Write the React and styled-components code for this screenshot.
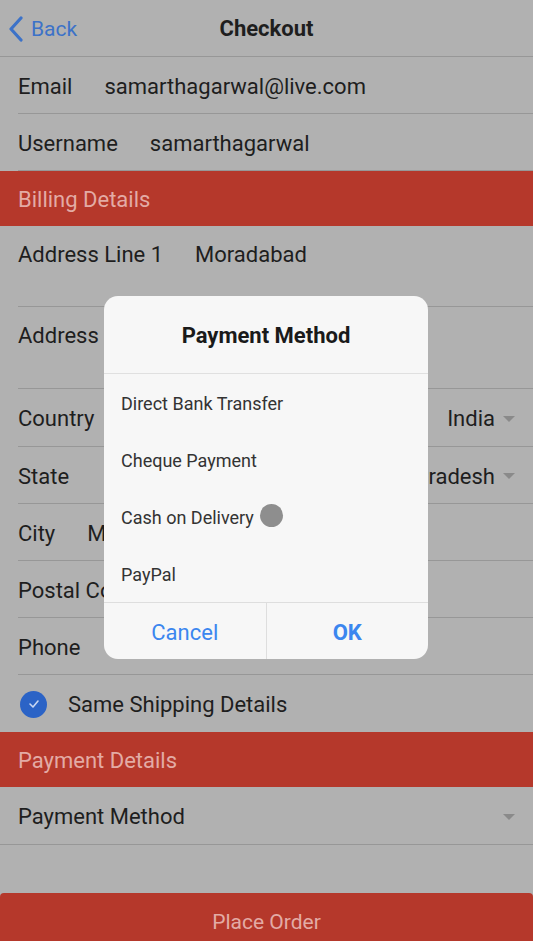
import React from "react";
import styled, { createGlobalStyle } from "styled-components";

const Global = createGlobalStyle`
  html, body { margin: 0; padding: 0; background: #ffffff; }
  body { font-family: Roboto, "Noto Sans", sans-serif; }
  * { box-sizing: border-box; }
`;

const Page = styled.div`
  position: relative;
  width: 533px;
  height: 941px;
  background: #b1b1b1;
  display: flex;
  flex-direction: column;
  overflow: hidden;
  color: #1e1e1e;
`;

const Header = styled.div`
  height: 57px;
  flex-shrink: 0;
  display: flex;
  align-items: center;
  position: relative;
  border-bottom: 1px solid #979797;
`;

const BackLink = styled.div`
  display: flex;
  align-items: center;
  gap: 8px;
  padding-left: 8px;
  padding-top: 1px;
  color: #3c72c8;
  font-size: 21px;
`;

const Title = styled.div`
  position: absolute;
  left: 0;
  right: 0;
  text-align: center;
  font-weight: 700;
  font-size: 22px;
  pointer-events: none;
`;

const Row = styled.div`
  height: ${(p) => p.$h || 57}px;
  flex-shrink: 0;
  margin-left: ${(p) => (p.$full ? 0 : 18)}px;
  padding-left: ${(p) => (p.$full ? 18 : 0)}px;
  padding-right: 18px;
  display: flex;
  align-items: ${(p) => (p.$top ? "flex-start" : "center")};
  padding-top: ${(p) => (p.$top ? 16 : 2)}px;
  gap: 32px;
  font-size: 22px;
  border-bottom: 1px solid #979797;
`;

const Value = styled.span`
  flex: ${(p) => (p.$fill ? 1 : "none")};
  text-align: ${(p) => (p.$right ? "right" : "left")};
`;

const Caret = styled.span`
  width: 0;
  height: 0;
  border-left: 6px solid transparent;
  border-right: 6px solid transparent;
  border-top: 6px solid #8a8a8a;
  margin-left: ${(p) => (p.$tight ? -24 : 0)}px;
  flex-shrink: 0;
`;

const Section = styled.div`
  height: 55px;
  flex-shrink: 0;
  background: #b5382b;
  color: #e3aba5;
  font-size: 22px;
  display: flex;
  align-items: center;
  padding-left: 18px;
  padding-top: 2px;
`;

const CheckRow = styled.div`
  height: 57px;
  flex-shrink: 0;
  display: flex;
  align-items: center;
  padding-left: 20px;
  padding-top: 1px;
  gap: 21px;
  font-size: 22px;
`;

const Check = styled.span`
  width: 27px;
  height: 27px;
  border-radius: 50%;
  background: #2b63c6;
  display: flex;
  align-items: center;
  justify-content: center;
`;

const Spacer = styled.div`
  flex: 1;
`;

const PlaceOrder = styled.div`
  height: 48px;
  flex-shrink: 0;
  background: #b5382b;
  border-radius: 4px 4px 0 0;
  color: #e3aba5;
  font-size: 21px;
  display: flex;
  align-items: center;
  justify-content: center;
  padding-top: 9px;
`;

const Dialog = styled.div`
  position: absolute;
  left: 104px;
  top: 296px;
  width: 324px;
  background: #f7f7f7;
  border-radius: 14px;
  overflow: hidden;
  display: flex;
  flex-direction: column;
`;

const DialogTitle = styled.div`
  height: 78px;
  display: flex;
  align-items: center;
  justify-content: center;
  font-weight: 700;
  font-size: 22px;
  color: #1a1a1a;
  border-bottom: 1px solid #e0e0e0;
  padding-top: 2px;
`;

const Option = styled.div`
  height: 57px;
  display: flex;
  align-items: center;
  gap: 6px;
  padding-left: 17px;
  padding-top: 2px;
  font-size: 18px;
  color: #333;
`;

const Ripple = styled.span`
  width: 23px;
  height: 23px;
  border-radius: 50%;
  background: #8e8e8e;
  margin-top: -5px;
`;

const Buttons = styled.div`
  display: flex;
  border-top: 1px solid #dedede;
  height: 57px;
`;

const DialogButton = styled.div`
  flex: 1;
  display: flex;
  align-items: center;
  justify-content: center;
  padding-top: 2px;
  color: #3b86ef;
  font-size: 22px;
  font-weight: ${(p) => (p.$bold ? 700 : 400)};
  & + & { border-left: 1px solid #dedede; }
`;

const options = ["Direct Bank Transfer", "Cheque Payment", "Cash on Delivery", "PayPal"];

export default function App() {
  return (
    <>
      <Global />
      <Page>
        <Header>
          <BackLink>
            <svg width="15" height="26" viewBox="0 0 15 26">
              <path d="M13 2 L3 13 L13 24" fill="none" stroke="#3c72c8" strokeWidth="3.2" strokeLinecap="round" strokeLinejoin="round" />
            </svg>
            Back
          </BackLink>
          <Title>Checkout</Title>
        </Header>
        <Row>
          <span>Email</span>
          <Value>samarthagarwal@live.com</Value>
        </Row>
        <Row>
          <span>Username</span>
          <Value>samarthagarwal</Value>
        </Row>
        <Section>Billing Details</Section>
        <Row $h={81} $top>
          <span>Address Line 1</span>
          <Value>Moradabad</Value>
        </Row>
        <Row $h={82} $top>
          <span>Address Line 2</span>
        </Row>
        <Row $h={58}>
          <span>Country</span>
          <Value $fill $right>India</Value>
          <Caret $tight />
        </Row>
        <Row>
          <span>State</span>
          <Value $fill $right>Uttar Pradesh</Value>
          <Caret $tight />
        </Row>
        <Row>
          <span>City</span>
          <Value>Moradabad</Value>
        </Row>
        <Row>
          <span>Postal Code</span>
        </Row>
        <Row>
          <span>Phone</span>
        </Row>
        <CheckRow>
          <Check>
            <svg width="12" height="10" viewBox="0 0 12 10">
              <path d="M2 5 L5 8 L10 2" fill="none" stroke="#c9d7f2" strokeWidth="1.6" strokeLinecap="round" strokeLinejoin="round" />
            </svg>
          </Check>
          Same Shipping Details
        </CheckRow>
        <Section>Payment Details</Section>
        <Row $full $h={58}>
          <Value $fill>Payment Method</Value>
          <Caret />
        </Row>
        <Spacer />
        <PlaceOrder>Place Order</PlaceOrder>

        <Dialog>
          <DialogTitle>Payment Method</DialogTitle>
          {options.map((o) => (
            <Option key={o}>
              {o}
              {o === "Cash on Delivery" && <Ripple />}
            </Option>
          ))}
          <Buttons>
            <DialogButton>Cancel</DialogButton>
            <DialogButton $bold>OK</DialogButton>
          </Buttons>
        </Dialog>
      </Page>
    </>
  );
}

## SHORT PROBLEM
The listing above must be printed again exactly, minus its pictures.

## FINAL RESULT
Write the React and styled-components code for this screenshot.
import React from "react";
import styled, { createGlobalStyle } from "styled-components";

const Global = createGlobalStyle`
  html, body { margin: 0; padding: 0; background: #ffffff; }
  body { font-family: Roboto, "Noto Sans", sans-serif; }
  * { box-sizing: border-box; }
`;

const Page = styled.div`
  position: relative;
  width: 533px;
  height: 941px;
  background: #b1b1b1;
  display: flex;
  flex-direction: column;
  overflow: hidden;
  color: #1e1e1e;
`;

const Header = styled.div`
  height: 57px;
  flex-shrink: 0;
  display: flex;
  align-items: center;
  position: relative;
  border-bottom: 1px solid #979797;
`;

const BackLink = styled.div`
  display: flex;
  align-items: center;
  gap: 8px;
  padding-left: 8px;
  padding-top: 1px;
  color: #3c72c8;
  font-size: 21px;
`;

const Title = styled.div`
  position: absolute;
  left: 0;
  right: 0;
  text-align: center;
  font-weight: 700;
  font-size: 22px;
  pointer-events: none;
`;

const Row = styled.div`
  height: ${(p) => p.$h || 57}px;
  flex-shrink: 0;
  margin-left: ${(p) => (p.$full ? 0 : 18)}px;
  padding-left: ${(p) => (p.$full ? 18 : 0)}px;
  padding-right: 18px;
  display: flex;
  align-items: ${(p) => (p.$top ? "flex-start" : "center")};
  padding-top: ${(p) => (p.$top ? 16 : 2)}px;
  gap: 32px;
  font-size: 22px;
  border-bottom: 1px solid #979797;
`;

const Value = styled.span`
  flex: ${(p) => (p.$fill ? 1 : "none")};
  text-align: ${(p) => (p.$right ? "right" : "left")};
`;

const Caret = styled.span`
  width: 0;
  height: 0;
  border-left: 6px solid transparent;
  border-right: 6px solid transparent;
  border-top: 6px solid #8a8a8a;
  margin-left: ${(p) => (p.$tight ? -24 : 0)}px;
  flex-shrink: 0;
`;

const Section = styled.div`
  height: 55px;
  flex-shrink: 0;
  background: #b5382b;
  color: #e3aba5;
  font-size: 22px;
  display: flex;
  align-items: center;
  padding-left: 18px;
  padding-top: 2px;
`;

const CheckRow = styled.div`
  height: 57px;
  flex-shrink: 0;
  display: flex;
  align-items: center;
  padding-left: 20px;
  padding-top: 1px;
  gap: 21px;
  font-size: 22px;
`;

const Check = styled.span`
  width: 27px;
  height: 27px;
  border-radius: 50%;
  background: #2b63c6;
  display: flex;
  align-items: center;
  justify-content: center;
`;

const Spacer = styled.div`
  flex: 1;
`;

const PlaceOrder = styled.div`
  height: 48px;
  flex-shrink: 0;
  background: #b5382b;
  border-radius: 4px 4px 0 0;
  color: #e3aba5;
  font-size: 21px;
  display: flex;
  align-items: center;
  justify-content: center;
  padding-top: 9px;
`;

const Dialog = styled.div`
  position: absolute;
  left: 104px;
  top: 296px;
  width: 324px;
  background: #f7f7f7;
  border-radius: 14px;
  overflow: hidden;
  display: flex;
  flex-direction: column;
`;

const DialogTitle = styled.div`
  height: 78px;
  display: flex;
  align-items: center;
  justify-content: center;
  font-weight: 700;
  font-size: 22px;
  color: #1a1a1a;
  border-bottom: 1px solid #e0e0e0;
  padding-top: 2px;
`;

const Option = styled.div`
  height: 57px;
  display: flex;
  align-items: center;
  gap: 6px;
  padding-left: 17px;
  padding-top: 2px;
  font-size: 18px;
  color: #333;
`;

const Ripple = styled.span`
  width: 23px;
  height: 23px;
  border-radius: 50%;
  background: #8e8e8e;
  margin-top: -5px;
`;

const Buttons = styled.div`
  display: flex;
  border-top: 1px solid #dedede;
  height: 57px;
`;

const DialogButton = styled.div`
  flex: 1;
  display: flex;
  align-items: center;
  justify-content: center;
  padding-top: 2px;
  color: #3b86ef;
  font-size: 22px;
  font-weight: ${(p) => (p.$bold ? 700 : 400)};
  & + & { border-left: 1px solid #dedede; }
`;

const options = ["Direct Bank Transfer", "Cheque Payment", "Cash on Delivery", "PayPal"];

export default function App() {
  return (
    <>
      <Global />
      <Page>
        <Header>
          <BackLink>
            <svg width="15" height="26" viewBox="0 0 15 26">
              <path d="M13 2 L3 13 L13 24" fill="none" stroke="#3c72c8" strokeWidth="3.2" strokeLinecap="round" strokeLinejoin="round" />
            </svg>
            Back
          </BackLink>
          <Title>Checkout</Title>
        </Header>
        <Row>
          <span>Email</span>
          <Value>samarthagarwal@live.com</Value>
        </Row>
        <Row>
          <span>Username</span>
          <Value>samarthagarwal</Value>
        </Row>
        <Section>Billing Details</Section>
        <Row $h={81} $top>
          <span>Address Line 1</span>
          <Value>Moradabad</Value>
        </Row>
        <Row $h={82} $top>
          <span>Address Line 2</span>
        </Row>
        <Row $h={58}>
          <span>Country</span>
          <Value $fill $right>India</Value>
          <Caret $tight />
        </Row>
        <Row>
          <span>State</span>
          <Value $fill $right>Uttar Pradesh</Value>
          <Caret $tight />
        </Row>
        <Row>
          <span>City</span>
          <Value>Moradabad</Value>
        </Row>
        <Row>
          <span>Postal Code</span>
        </Row>
        <Row>
          <span>Phone</span>
        </Row>
        <CheckRow>
          <Check>
            <svg width="12" height="10" viewBox="0 0 12 10">
              <path d="M2 5 L5 8 L10 2" fill="none" stroke="#c9d7f2" strokeWidth="1.6" strokeLinecap="round" strokeLinejoin="round" />
            </svg>
          </Check>
          Same Shipping Details
        </CheckRow>
        <Section>Payment Details</Section>
        <Row $full $h={58}>
          <Value $fill>Payment Method</Value>
          <Caret />
        </Row>
        <Spacer />
        <PlaceOrder>Place Order</PlaceOrder>

        <Dialog>
          <DialogTitle>Payment Method</DialogTitle>
          {options.map((o) => (
            <Option key={o}>
              {o}
              {o === "Cash on Delivery" && <Ripple />}
            </Option>
          ))}
          <Buttons>
            <DialogButton>Cancel</DialogButton>
            <DialogButton $bold>OK</DialogButton>
          </Buttons>
        </Dialog>
      </Page>
    </>
  );
}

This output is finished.